Jennifer Weber, a researcher from the Manhattan Institute, wrote in a report released on July 24th that, “What began as an alternative became a mandate, forcing administrators to abandon exclusionary options regardless of school context. These policies tied the hands of school leaders and sent a clear message that exclusionary discipline was no longer acceptable.”
According to Weber, traditional approaches in discipline were the deciding factor in “the difference between order and chaos,” as it relates to public schools in the city, but former-Mayor de Blasio’s attempts to implement a more empathetic system of addressing disruptive students “was not a shift from punishment to compassion but the dismantling of the systems that had maintained basic classroom stability.”
Delving into the long-term consequences of restorative justice being the go-to discipline model in schools, Weber referenced incidents where the approach was utilized without resulting in the desired outcomes.
“Early last year, at Brooklyn’s Origins High School, a Jewish teacher was subjected to Nazi salutes and threats,” Weber noted in the report, adding, “The school’s response - parental calls and time spent in a ‘meditation room’ - did not stop the harassment. The teacher filed a lawsuit, showing how RJ without consequences can leave staff vulnerable.”
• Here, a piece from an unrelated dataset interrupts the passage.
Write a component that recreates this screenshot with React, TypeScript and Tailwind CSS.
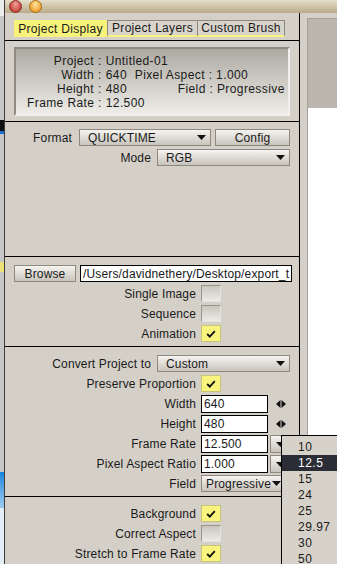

In a more alarming case depicted in the report, Weber recalled the recent protests held in response to a stabbing reportedly enacted by an eight-year-old student where the “meditation room” was again utilized to address the violent student.
“In May 2025, parents at PS 8 on Staten Island protested after an eight-year-old allegedly stabbed a staff member with a pencil and threatened classmates,” Weber noted, mentioning the lackluster disciplinary approach as striking “many families as inadequate.”
In the conclusion reached in Weber’s report, she claims the experiment of restorative justice in the classroom is a failed one, emphasizing how “recent federal calls to return discipline decisions to the people closest to the classroom: principals and teachers,” is the true answer to the problem.